Gather all lines in the entries that include the word "Clone".

## Listed entries:
'''

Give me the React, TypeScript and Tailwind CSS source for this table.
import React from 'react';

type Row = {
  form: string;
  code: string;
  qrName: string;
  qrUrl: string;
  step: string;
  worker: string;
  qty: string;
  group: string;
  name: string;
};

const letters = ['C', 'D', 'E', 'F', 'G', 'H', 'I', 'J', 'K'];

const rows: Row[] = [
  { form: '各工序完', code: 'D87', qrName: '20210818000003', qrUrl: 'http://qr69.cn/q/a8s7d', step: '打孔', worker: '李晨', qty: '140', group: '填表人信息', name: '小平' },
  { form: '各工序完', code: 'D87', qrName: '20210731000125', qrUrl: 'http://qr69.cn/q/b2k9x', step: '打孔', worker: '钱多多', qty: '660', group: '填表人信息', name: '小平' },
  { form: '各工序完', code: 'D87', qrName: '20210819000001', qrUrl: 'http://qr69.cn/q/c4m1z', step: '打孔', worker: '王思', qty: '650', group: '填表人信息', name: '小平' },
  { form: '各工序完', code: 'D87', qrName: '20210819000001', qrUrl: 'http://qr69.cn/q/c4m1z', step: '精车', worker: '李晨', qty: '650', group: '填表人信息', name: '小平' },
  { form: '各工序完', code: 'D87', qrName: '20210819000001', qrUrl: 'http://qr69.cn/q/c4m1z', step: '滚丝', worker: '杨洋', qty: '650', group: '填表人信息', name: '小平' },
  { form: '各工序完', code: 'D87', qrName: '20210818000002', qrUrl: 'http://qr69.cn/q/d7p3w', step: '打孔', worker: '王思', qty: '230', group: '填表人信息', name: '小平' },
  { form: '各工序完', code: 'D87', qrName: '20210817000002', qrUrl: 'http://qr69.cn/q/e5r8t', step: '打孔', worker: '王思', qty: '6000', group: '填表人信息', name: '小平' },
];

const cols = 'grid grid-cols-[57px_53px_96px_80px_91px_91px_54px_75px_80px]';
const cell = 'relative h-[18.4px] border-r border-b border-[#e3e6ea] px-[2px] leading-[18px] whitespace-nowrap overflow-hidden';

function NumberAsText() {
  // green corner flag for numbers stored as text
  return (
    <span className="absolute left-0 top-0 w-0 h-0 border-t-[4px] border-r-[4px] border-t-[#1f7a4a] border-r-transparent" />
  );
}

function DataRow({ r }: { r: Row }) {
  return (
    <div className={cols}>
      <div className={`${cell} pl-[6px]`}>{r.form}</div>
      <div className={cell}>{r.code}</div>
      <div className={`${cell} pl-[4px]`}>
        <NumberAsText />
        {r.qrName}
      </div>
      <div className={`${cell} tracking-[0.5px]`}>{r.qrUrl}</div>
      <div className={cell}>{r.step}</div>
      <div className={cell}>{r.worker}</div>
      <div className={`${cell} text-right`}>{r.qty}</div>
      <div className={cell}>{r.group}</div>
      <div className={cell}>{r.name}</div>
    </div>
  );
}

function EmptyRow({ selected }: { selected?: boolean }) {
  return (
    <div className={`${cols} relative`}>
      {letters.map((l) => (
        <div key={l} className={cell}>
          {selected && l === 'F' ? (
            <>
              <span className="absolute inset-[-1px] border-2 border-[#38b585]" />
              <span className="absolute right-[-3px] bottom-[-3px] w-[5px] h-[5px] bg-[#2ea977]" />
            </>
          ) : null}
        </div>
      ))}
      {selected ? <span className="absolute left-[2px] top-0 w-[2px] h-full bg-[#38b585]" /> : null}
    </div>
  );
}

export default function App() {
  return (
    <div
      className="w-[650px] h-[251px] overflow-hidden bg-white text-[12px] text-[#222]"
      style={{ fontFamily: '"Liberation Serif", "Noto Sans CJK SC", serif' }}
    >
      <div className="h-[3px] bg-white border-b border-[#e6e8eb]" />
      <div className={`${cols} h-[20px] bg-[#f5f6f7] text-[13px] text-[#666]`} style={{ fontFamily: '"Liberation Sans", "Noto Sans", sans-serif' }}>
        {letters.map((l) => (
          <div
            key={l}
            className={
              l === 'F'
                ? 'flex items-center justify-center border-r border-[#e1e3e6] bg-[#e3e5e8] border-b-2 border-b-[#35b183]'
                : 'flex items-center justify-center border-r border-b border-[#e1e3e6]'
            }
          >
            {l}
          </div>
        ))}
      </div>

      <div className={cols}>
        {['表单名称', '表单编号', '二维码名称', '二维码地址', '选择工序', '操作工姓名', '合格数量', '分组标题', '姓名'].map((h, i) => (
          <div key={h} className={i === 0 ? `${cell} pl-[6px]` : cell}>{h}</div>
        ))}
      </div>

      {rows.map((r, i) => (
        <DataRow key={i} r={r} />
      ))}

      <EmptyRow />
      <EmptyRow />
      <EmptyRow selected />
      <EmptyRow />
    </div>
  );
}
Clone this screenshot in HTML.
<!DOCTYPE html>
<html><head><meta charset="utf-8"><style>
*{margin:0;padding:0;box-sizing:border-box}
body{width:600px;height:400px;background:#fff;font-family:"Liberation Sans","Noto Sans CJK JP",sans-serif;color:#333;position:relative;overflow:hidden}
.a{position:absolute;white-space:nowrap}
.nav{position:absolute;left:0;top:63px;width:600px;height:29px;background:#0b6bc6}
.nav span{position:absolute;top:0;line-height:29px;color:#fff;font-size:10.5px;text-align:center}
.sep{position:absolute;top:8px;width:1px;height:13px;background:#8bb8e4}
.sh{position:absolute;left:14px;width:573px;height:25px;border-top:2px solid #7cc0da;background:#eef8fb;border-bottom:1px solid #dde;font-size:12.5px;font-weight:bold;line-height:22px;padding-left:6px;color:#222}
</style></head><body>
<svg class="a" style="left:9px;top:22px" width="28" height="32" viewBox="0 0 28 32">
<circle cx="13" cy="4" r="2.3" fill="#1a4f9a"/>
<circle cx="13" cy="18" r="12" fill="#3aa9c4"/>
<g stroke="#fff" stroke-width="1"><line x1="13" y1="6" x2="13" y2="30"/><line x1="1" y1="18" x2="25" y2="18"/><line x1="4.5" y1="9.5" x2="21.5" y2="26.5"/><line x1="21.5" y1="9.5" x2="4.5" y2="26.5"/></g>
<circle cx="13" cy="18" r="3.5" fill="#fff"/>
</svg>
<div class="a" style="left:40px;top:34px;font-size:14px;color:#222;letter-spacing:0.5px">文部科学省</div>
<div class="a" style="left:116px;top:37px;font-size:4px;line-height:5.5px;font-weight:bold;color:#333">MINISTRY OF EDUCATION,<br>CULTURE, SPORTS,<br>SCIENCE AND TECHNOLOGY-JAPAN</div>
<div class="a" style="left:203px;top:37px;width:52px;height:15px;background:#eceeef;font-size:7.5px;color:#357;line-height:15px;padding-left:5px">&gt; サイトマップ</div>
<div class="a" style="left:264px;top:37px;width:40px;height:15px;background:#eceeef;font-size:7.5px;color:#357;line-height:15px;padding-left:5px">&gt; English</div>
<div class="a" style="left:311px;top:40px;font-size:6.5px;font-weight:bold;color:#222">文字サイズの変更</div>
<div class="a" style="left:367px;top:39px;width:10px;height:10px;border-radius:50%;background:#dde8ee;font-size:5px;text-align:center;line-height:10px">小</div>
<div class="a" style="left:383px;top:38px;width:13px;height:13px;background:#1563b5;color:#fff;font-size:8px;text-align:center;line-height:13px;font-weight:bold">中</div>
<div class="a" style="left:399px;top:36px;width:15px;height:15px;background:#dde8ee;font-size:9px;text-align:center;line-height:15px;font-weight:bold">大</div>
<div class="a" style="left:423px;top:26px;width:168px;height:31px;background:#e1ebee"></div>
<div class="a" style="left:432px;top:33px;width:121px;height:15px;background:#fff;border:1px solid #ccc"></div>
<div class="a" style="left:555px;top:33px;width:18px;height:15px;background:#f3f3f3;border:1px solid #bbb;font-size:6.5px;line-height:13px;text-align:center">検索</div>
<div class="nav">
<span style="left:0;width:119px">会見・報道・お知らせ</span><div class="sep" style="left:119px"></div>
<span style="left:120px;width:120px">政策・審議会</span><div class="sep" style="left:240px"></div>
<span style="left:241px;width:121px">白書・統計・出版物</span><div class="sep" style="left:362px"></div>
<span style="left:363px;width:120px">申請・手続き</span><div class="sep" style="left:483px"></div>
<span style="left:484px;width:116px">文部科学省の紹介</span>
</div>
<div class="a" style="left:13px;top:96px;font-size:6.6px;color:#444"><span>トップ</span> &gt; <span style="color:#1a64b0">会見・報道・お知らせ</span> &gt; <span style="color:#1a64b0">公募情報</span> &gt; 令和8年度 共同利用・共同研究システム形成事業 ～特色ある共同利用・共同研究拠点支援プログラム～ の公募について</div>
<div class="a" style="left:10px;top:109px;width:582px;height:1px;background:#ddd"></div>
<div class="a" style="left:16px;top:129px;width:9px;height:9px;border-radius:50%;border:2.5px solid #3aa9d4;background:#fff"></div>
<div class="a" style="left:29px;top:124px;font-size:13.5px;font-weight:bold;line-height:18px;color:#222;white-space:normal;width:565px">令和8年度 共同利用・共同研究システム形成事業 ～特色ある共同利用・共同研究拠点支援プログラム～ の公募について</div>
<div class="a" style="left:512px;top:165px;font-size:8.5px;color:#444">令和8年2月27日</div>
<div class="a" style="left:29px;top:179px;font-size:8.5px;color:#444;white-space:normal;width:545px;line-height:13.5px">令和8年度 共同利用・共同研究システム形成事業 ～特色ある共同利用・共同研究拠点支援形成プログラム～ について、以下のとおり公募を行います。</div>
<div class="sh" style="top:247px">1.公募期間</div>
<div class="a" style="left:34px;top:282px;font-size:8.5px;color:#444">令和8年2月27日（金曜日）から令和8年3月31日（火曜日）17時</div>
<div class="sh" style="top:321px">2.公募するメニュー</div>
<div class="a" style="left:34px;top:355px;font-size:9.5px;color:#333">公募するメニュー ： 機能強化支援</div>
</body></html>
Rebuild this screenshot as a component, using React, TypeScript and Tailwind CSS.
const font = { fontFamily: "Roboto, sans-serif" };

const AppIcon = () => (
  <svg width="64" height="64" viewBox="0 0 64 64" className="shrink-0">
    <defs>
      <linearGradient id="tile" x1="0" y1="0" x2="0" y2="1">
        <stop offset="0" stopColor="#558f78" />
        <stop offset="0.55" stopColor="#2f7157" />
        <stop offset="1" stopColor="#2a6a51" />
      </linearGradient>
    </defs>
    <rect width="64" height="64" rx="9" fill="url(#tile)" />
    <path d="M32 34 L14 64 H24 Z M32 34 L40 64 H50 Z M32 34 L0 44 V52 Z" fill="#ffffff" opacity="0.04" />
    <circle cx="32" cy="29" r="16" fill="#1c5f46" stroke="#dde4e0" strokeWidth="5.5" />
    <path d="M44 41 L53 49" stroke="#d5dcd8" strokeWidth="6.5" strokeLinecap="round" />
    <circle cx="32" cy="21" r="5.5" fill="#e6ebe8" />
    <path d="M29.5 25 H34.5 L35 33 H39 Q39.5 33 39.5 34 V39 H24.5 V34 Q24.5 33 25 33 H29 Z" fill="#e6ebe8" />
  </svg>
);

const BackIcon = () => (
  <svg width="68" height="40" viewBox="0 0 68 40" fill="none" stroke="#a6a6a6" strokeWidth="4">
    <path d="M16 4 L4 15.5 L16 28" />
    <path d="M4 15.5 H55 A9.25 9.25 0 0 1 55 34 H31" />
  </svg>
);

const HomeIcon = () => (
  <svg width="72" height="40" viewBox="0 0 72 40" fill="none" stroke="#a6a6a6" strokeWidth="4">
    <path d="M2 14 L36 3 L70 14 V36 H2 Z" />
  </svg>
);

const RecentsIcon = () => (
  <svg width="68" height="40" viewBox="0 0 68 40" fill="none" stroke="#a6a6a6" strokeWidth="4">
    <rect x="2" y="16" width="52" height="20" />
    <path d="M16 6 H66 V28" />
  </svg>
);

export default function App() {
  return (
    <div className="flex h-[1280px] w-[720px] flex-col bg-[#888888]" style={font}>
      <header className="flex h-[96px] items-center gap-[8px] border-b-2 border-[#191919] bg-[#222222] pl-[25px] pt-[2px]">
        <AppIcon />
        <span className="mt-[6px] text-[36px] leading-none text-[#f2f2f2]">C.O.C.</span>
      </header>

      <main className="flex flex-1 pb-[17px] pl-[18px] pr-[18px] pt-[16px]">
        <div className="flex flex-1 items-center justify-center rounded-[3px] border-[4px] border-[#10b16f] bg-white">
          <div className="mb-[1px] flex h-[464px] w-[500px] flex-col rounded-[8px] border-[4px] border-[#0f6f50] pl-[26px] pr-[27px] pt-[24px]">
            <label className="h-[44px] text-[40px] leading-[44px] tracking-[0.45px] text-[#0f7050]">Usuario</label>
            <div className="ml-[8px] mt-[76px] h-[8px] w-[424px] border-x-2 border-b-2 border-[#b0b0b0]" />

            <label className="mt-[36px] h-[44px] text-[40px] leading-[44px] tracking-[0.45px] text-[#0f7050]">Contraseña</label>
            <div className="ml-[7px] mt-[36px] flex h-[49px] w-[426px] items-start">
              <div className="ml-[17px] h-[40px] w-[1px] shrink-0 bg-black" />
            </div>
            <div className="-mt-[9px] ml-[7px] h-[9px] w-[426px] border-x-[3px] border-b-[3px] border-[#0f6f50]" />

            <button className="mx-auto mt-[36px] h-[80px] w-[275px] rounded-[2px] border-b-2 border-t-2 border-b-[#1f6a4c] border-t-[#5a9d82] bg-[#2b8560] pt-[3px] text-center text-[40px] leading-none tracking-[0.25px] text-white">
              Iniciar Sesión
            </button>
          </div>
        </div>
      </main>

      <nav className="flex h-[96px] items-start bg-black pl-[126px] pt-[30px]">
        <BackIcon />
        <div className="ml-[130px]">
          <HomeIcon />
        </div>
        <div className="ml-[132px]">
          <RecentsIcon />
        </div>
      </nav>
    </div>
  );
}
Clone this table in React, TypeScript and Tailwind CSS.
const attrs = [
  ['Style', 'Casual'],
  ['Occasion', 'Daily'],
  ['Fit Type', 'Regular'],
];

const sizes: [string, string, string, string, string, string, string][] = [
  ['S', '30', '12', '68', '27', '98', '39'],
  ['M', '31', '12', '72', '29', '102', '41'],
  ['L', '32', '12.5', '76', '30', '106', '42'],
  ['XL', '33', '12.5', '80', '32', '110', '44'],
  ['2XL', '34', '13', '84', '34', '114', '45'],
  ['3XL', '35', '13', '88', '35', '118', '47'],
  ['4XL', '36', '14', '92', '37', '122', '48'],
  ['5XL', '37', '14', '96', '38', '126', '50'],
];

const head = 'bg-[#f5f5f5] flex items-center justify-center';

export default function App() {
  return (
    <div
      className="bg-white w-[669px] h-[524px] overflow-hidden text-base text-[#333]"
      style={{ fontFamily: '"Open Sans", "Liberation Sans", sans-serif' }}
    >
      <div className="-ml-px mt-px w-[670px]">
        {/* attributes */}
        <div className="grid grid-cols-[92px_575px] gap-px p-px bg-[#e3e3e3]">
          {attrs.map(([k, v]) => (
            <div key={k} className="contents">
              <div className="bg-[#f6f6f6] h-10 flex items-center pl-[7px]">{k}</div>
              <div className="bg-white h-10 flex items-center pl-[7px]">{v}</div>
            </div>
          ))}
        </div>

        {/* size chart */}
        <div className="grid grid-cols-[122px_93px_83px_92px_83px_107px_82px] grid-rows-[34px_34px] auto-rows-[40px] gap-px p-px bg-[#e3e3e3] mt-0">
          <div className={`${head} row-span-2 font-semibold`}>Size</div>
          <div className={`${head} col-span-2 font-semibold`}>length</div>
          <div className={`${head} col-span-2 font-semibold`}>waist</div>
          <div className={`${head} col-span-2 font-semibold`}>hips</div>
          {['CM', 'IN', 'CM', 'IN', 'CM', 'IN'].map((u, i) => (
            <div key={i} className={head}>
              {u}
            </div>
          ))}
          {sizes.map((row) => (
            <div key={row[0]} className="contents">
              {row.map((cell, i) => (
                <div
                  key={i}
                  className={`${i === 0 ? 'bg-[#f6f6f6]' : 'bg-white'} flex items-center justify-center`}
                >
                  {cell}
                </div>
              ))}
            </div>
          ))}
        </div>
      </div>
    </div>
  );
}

'''

## Correct output:
Clone this screenshot in HTML.
Clone this table in React, TypeScript and Tailwind CSS.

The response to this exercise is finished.